> [STORED DATA]:

━━━━━━━━

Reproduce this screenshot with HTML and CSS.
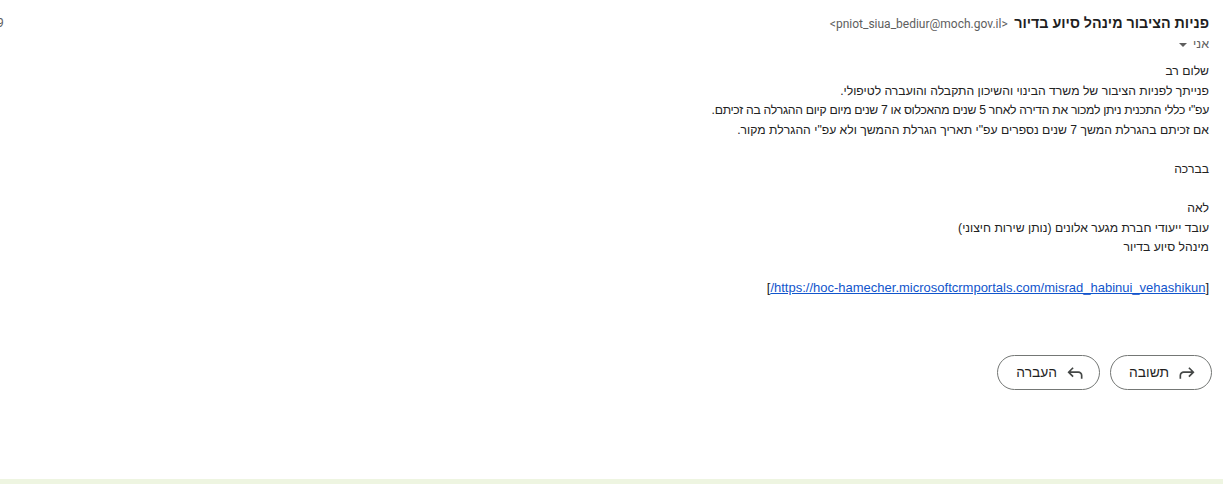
FILE: index.html
```html
<!DOCTYPE html>
<html lang="he" dir="rtl">
<head>
    <meta charset="UTF-8">
    <title>פניות הציבור מינהל סיוע בדיור</title>
    <link rel="stylesheet" href="styles.css">
</head>
<body>

<div class="mail">

    <div class="header">
        <div class="from">
            <span class="name">פניות הציבור מינהל סיוע בדיור</span>
            <span class="address">&lt;pniot_siua_bediur@moch.gov.il&gt;</span>
        </div>
        <span class="date">9</span>
    </div>
    <div class="to">אני <span class="caret"></span></div>

    <div class="body">
        <div>שלום רב</div>
        <div>פנייתך לפניות הציבור של משרד הבינוי והשיכון התקבלה והועברה לטיפולי.</div>
        <div class="tight">עפ"י כללי התכנית ניתן למכור את הדירה לאחר 5 שנים מהאכלוס או 7 שנים מיום קיום ההגרלה בה זכיתם.</div>
        <div>אם זכיתם בהגרלת המשך 7 שנים נספרים עפ"י תאריך הגרלת ההמשך ולא עפ"י ההגרלת מקור.</div>
        <div class="gap"></div>
        <div>בברכה</div>
        <div class="gap"></div>
        <div>לאה</div>
        <div>עובד ייעודי חברת מגער אלונים (נותן שירות חיצוני)</div>
        <div>מינהל סיוע בדיור</div>
        <div class="gap"></div>
        <div class="link">[<a href="#">https://hoc-hamecher.microsoftcrmportals.com/misrad_habinui_vehashikun/</a>]</div>
    </div>

    <div class="actions">
        <button class="pill">
            <svg viewBox="0 -960 960 960" class="flip"><path d="M760-200v-160q0-50-35-85t-85-35H273l144 144-57 56-240-240 240-240 57 56-144 144h367q83 0 141.5 58.5T840-360v160h-80Z"/></svg>
            תשובה
        </button>
        <button class="pill">
            <svg viewBox="0 -960 960 960" class="flip"><path d="M120-200v-160q0-83 58.5-141.5T320-560h367L543-704l57-56 240 240-240 240-57-56 144-144H320q-50 0-85 35t-35 85v160h-80Z"/></svg>
            העברה
        </button>
    </div>

</div>

<div class="footer"></div>

</body>
</html>
```

FILE: styles.css
```css
html, body {
    margin: 0;
    height: 484px;
    overflow: hidden;
    background: #fff;
}
body {
    position: relative;
    font-family: "Liberation Sans", Arial, sans-serif;
    color: #222;
}
.mail {
    padding: 13px 14px 0 0;
}
.header {
    display: flex;
    justify-content: space-between;
    align-items: center;
    height: 20px;
}
.name {
    font-size: 14.3px;
    font-weight: bold;
    color: #1f1f1f;
}
.address {
    font-family: Roboto, "Liberation Sans", sans-serif;
    font-size: 12px;
    color: #5e5e5e;
    margin-right: 2px;
}
.date {
    font-family: Roboto, sans-serif;
    font-size: 12px;
    color: #5e5e5e;
    margin-left: -3px;
}
.to {
    font-size: 12.5px;
    color: #5e5e5e;
    line-height: 20px;
    margin-top: 1px;
}
.caret {
    display: inline-block;
    width: 0;
    height: 0;
    border-left: 4px solid transparent;
    border-right: 4px solid transparent;
    border-top: 4px solid #5e5e5e;
    margin-right: 3px;
    vertical-align: middle;
}
.body {
    font-size: 12.2px;
    line-height: 19.6px;
    margin-top: 8px;
}
.tight {
    letter-spacing: -0.3px;
}
.gap {
    height: 19.6px;
}
.link {
    font-size: 13px;
}
.body a {
    color: #1155cc;
}
.actions {
    display: flex;
    gap: 10px;
    margin-top: 58px;
    margin-right: -3px;
}
.pill {
    display: flex;
    align-items: center;
    gap: 8px;
    height: 35px;
    padding: 0 14px 0 18px;
    border: 1px solid #747775;
    border-radius: 18px;
    background: #fff;
    color: #1f1f1f;
    font-family: "Liberation Sans", Arial, sans-serif;
    font-size: 13.8px;
    cursor: pointer;
}
.pill svg {
    width: 20px;
    height: 20px;
    fill: #444746;
}
.flip {
    transform: scaleX(-1);
}
.footer {
    position: absolute;
    left: 0;
    right: 0;
    bottom: 0;
    height: 5px;
    background: #eef5e1;
}
```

━━━━━━━━

Return the whole listing, word for word, and leave out every picture.

Reproduce this screenshot with HTML and CSS.
FILE: index.html
```html
<!DOCTYPE html>
<html lang="he" dir="rtl">
<head>
    <meta charset="UTF-8">
    <title>פניות הציבור מינהל סיוע בדיור</title>
    <link rel="stylesheet" href="styles.css">
</head>
<body>

<div class="mail">

    <div class="header">
        <div class="from">
            <span class="name">פניות הציבור מינהל סיוע בדיור</span>
            <span class="address">&lt;pniot_siua_bediur@moch.gov.il&gt;</span>
        </div>
        <span class="date">9</span>
    </div>
    <div class="to">אני <span class="caret"></span></div>

    <div class="body">
        <div>שלום רב</div>
        <div>פנייתך לפניות הציבור של משרד הבינוי והשיכון התקבלה והועברה לטיפולי.</div>
        <div class="tight">עפ"י כללי התכנית ניתן למכור את הדירה לאחר 5 שנים מהאכלוס או 7 שנים מיום קיום ההגרלה בה זכיתם.</div>
        <div>אם זכיתם בהגרלת המשך 7 שנים נספרים עפ"י תאריך הגרלת ההמשך ולא עפ"י ההגרלת מקור.</div>
        <div class="gap"></div>
        <div>בברכה</div>
        <div class="gap"></div>
        <div>לאה</div>
        <div>עובד ייעודי חברת מגער אלונים (נותן שירות חיצוני)</div>
        <div>מינהל סיוע בדיור</div>
        <div class="gap"></div>
        <div class="link">[<a href="#">https://hoc-hamecher.microsoftcrmportals.com/misrad_habinui_vehashikun/</a>]</div>
    </div>

    <div class="actions">
        <button class="pill">
            <svg viewBox="0 -960 960 960" class="flip"><path d="M760-200v-160q0-50-35-85t-85-35H273l144 144-57 56-240-240 240-240 57 56-144 144h367q83 0 141.5 58.5T840-360v160h-80Z"/></svg>
            תשובה
        </button>
        <button class="pill">
            <svg viewBox="0 -960 960 960" class="flip"><path d="M120-200v-160q0-83 58.5-141.5T320-560h367L543-704l57-56 240 240-240 240-57-56 144-144H320q-50 0-85 35t-35 85v160h-80Z"/></svg>
            העברה
        </button>
    </div>

</div>

<div class="footer"></div>

</body>
</html>
```

FILE: styles.css
```css
html, body {
    margin: 0;
    height: 484px;
    overflow: hidden;
    background: #fff;
}
body {
    position: relative;
    font-family: "Liberation Sans", Arial, sans-serif;
    color: #222;
}
.mail {
    padding: 13px 14px 0 0;
}
.header {
    display: flex;
    justify-content: space-between;
    align-items: center;
    height: 20px;
}
.name {
    font-size: 14.3px;
    font-weight: bold;
    color: #1f1f1f;
}
.address {
    font-family: Roboto, "Liberation Sans", sans-serif;
    font-size: 12px;
    color: #5e5e5e;
    margin-right: 2px;
}
.date {
    font-family: Roboto, sans-serif;
    font-size: 12px;
    color: #5e5e5e;
    margin-left: -3px;
}
.to {
    font-size: 12.5px;
    color: #5e5e5e;
    line-height: 20px;
    margin-top: 1px;
}
.caret {
    display: inline-block;
    width: 0;
    height: 0;
    border-left: 4px solid transparent;
    border-right: 4px solid transparent;
    border-top: 4px solid #5e5e5e;
    margin-right: 3px;
    vertical-align: middle;
}
.body {
    font-size: 12.2px;
    line-height: 19.6px;
    margin-top: 8px;
}
.tight {
    letter-spacing: -0.3px;
}
.gap {
    height: 19.6px;
}
.link {
    font-size: 13px;
}
.body a {
    color: #1155cc;
}
.actions {
    display: flex;
    gap: 10px;
    margin-top: 58px;
    margin-right: -3px;
}
.pill {
    display: flex;
    align-items: center;
    gap: 8px;
    height: 35px;
    padding: 0 14px 0 18px;
    border: 1px solid #747775;
    border-radius: 18px;
    background: #fff;
    color: #1f1f1f;
    font-family: "Liberation Sans", Arial, sans-serif;
    font-size: 13.8px;
    cursor: pointer;
}
.pill svg {
    width: 20px;
    height: 20px;
    fill: #444746;
}
.flip {
    transform: scaleX(-1);
}
.footer {
    position: absolute;
    left: 0;
    right: 0;
    bottom: 0;
    height: 5px;
    background: #eef5e1;
}
```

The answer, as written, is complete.